> **Exercise directions**:
Output each line exactly as it appears, skipping any embedded picture.

> **Collected material**:
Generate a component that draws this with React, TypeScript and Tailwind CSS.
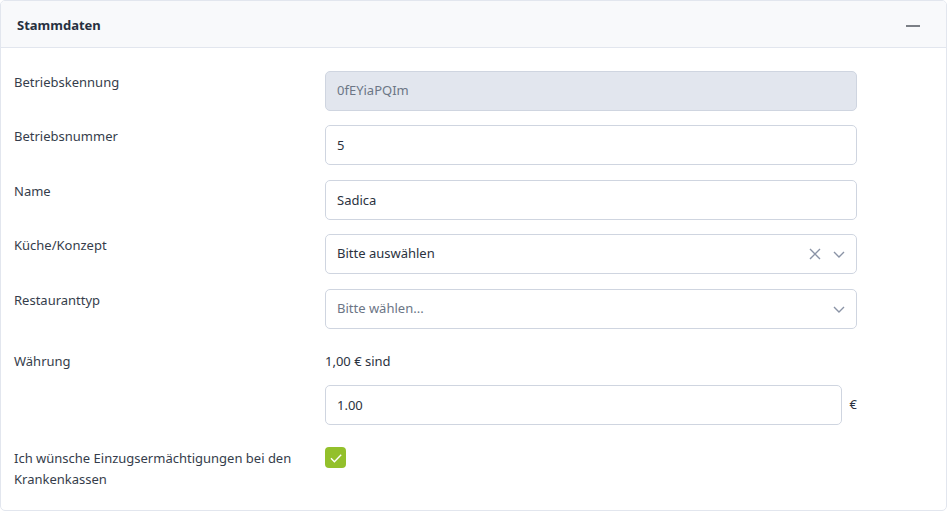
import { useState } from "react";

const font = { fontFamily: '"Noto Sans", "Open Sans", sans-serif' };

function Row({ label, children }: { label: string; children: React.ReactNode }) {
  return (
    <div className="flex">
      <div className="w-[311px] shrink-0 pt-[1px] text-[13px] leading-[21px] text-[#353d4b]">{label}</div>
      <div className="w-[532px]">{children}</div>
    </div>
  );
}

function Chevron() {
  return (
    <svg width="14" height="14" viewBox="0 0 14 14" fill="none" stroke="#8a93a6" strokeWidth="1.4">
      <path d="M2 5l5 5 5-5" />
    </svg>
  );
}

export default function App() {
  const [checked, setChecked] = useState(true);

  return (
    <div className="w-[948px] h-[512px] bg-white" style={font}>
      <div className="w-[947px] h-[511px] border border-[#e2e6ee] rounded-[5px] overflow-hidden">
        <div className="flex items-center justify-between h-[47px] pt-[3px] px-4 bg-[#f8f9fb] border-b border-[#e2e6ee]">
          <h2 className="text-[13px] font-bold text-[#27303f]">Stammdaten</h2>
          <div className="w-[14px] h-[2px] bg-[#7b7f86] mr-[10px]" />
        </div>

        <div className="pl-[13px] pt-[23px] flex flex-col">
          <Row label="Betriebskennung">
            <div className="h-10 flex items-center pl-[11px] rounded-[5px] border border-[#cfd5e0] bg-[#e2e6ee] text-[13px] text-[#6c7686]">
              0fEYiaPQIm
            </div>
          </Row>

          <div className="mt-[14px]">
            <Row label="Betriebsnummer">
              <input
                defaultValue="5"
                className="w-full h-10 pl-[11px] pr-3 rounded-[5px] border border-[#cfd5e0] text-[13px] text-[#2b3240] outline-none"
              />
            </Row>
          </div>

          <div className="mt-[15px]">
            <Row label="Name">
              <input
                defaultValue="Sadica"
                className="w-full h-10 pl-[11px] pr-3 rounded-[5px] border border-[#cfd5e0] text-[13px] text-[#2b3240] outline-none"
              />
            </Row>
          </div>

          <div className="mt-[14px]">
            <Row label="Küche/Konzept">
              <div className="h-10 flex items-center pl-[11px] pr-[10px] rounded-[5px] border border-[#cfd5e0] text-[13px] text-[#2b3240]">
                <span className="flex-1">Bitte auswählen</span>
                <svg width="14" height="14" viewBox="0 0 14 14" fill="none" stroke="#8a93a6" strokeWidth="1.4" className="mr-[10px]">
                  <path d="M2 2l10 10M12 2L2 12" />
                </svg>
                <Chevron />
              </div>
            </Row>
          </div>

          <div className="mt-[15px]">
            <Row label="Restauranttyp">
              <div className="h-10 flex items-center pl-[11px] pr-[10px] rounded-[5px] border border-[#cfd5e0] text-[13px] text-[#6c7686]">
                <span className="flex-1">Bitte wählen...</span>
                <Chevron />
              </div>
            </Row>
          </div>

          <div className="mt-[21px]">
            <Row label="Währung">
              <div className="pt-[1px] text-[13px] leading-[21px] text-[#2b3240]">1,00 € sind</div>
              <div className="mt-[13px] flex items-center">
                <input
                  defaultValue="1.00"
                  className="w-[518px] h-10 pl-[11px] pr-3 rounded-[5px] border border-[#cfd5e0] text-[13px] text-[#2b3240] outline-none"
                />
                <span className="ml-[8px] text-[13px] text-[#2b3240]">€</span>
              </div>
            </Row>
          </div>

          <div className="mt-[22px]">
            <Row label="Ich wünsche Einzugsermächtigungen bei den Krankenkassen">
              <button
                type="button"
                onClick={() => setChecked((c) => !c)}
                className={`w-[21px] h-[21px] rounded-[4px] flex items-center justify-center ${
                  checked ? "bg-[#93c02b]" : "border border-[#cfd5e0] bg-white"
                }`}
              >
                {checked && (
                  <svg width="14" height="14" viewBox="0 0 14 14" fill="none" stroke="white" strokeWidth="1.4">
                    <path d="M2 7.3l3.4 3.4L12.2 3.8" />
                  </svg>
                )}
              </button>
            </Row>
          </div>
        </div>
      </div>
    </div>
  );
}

> **Expected output**:
Generate a component that draws this with React, TypeScript and Tailwind CSS.
import { useState } from "react";

const font = { fontFamily: '"Noto Sans", "Open Sans", sans-serif' };

function Row({ label, children }: { label: string; children: React.ReactNode }) {
  return (
    <div className="flex">
      <div className="w-[311px] shrink-0 pt-[1px] text-[13px] leading-[21px] text-[#353d4b]">{label}</div>
      <div className="w-[532px]">{children}</div>
    </div>
  );
}

function Chevron() {
  return (
    <svg width="14" height="14" viewBox="0 0 14 14" fill="none" stroke="#8a93a6" strokeWidth="1.4">
      <path d="M2 5l5 5 5-5" />
    </svg>
  );
}

export default function App() {
  const [checked, setChecked] = useState(true);

  return (
    <div className="w-[948px] h-[512px] bg-white" style={font}>
      <div className="w-[947px] h-[511px] border border-[#e2e6ee] rounded-[5px] overflow-hidden">
        <div className="flex items-center justify-between h-[47px] pt-[3px] px-4 bg-[#f8f9fb] border-b border-[#e2e6ee]">
          <h2 className="text-[13px] font-bold text-[#27303f]">Stammdaten</h2>
          <div className="w-[14px] h-[2px] bg-[#7b7f86] mr-[10px]" />
        </div>

        <div className="pl-[13px] pt-[23px] flex flex-col">
          <Row label="Betriebskennung">
            <div className="h-10 flex items-center pl-[11px] rounded-[5px] border border-[#cfd5e0] bg-[#e2e6ee] text-[13px] text-[#6c7686]">
              0fEYiaPQIm
            </div>
          </Row>

          <div className="mt-[14px]">
            <Row label="Betriebsnummer">
              <input
                defaultValue="5"
                className="w-full h-10 pl-[11px] pr-3 rounded-[5px] border border-[#cfd5e0] text-[13px] text-[#2b3240] outline-none"
              />
            </Row>
          </div>

          <div className="mt-[15px]">
            <Row label="Name">
              <input
                defaultValue="Sadica"
                className="w-full h-10 pl-[11px] pr-3 rounded-[5px] border border-[#cfd5e0] text-[13px] text-[#2b3240] outline-none"
              />
            </Row>
          </div>

          <div className="mt-[14px]">
            <Row label="Küche/Konzept">
              <div className="h-10 flex items-center pl-[11px] pr-[10px] rounded-[5px] border border-[#cfd5e0] text-[13px] text-[#2b3240]">
                <span className="flex-1">Bitte auswählen</span>
                <svg width="14" height="14" viewBox="0 0 14 14" fill="none" stroke="#8a93a6" strokeWidth="1.4" className="mr-[10px]">
                  <path d="M2 2l10 10M12 2L2 12" />
                </svg>
                <Chevron />
              </div>
            </Row>
          </div>

          <div className="mt-[15px]">
            <Row label="Restauranttyp">
              <div className="h-10 flex items-center pl-[11px] pr-[10px] rounded-[5px] border border-[#cfd5e0] text-[13px] text-[#6c7686]">
                <span className="flex-1">Bitte wählen...</span>
                <Chevron />
              </div>
            </Row>
          </div>

          <div className="mt-[21px]">
            <Row label="Währung">
              <div className="pt-[1px] text-[13px] leading-[21px] text-[#2b3240]">1,00 € sind</div>
              <div className="mt-[13px] flex items-center">
                <input
                  defaultValue="1.00"
                  className="w-[518px] h-10 pl-[11px] pr-3 rounded-[5px] border border-[#cfd5e0] text-[13px] text-[#2b3240] outline-none"
                />
                <span className="ml-[8px] text-[13px] text-[#2b3240]">€</span>
              </div>
            </Row>
          </div>

          <div className="mt-[22px]">
            <Row label="Ich wünsche Einzugsermächtigungen bei den Krankenkassen">
              <button
                type="button"
                onClick={() => setChecked((c) => !c)}
                className={`w-[21px] h-[21px] rounded-[4px] flex items-center justify-center ${
                  checked ? "bg-[#93c02b]" : "border border-[#cfd5e0] bg-white"
                }`}
              >
                {checked && (
                  <svg width="14" height="14" viewBox="0 0 14 14" fill="none" stroke="white" strokeWidth="1.4">
                    <path d="M2 7.3l3.4 3.4L12.2 3.8" />
                  </svg>
                )}
              </button>
            </Row>
          </div>
        </div>
      </div>
    </div>
  );
}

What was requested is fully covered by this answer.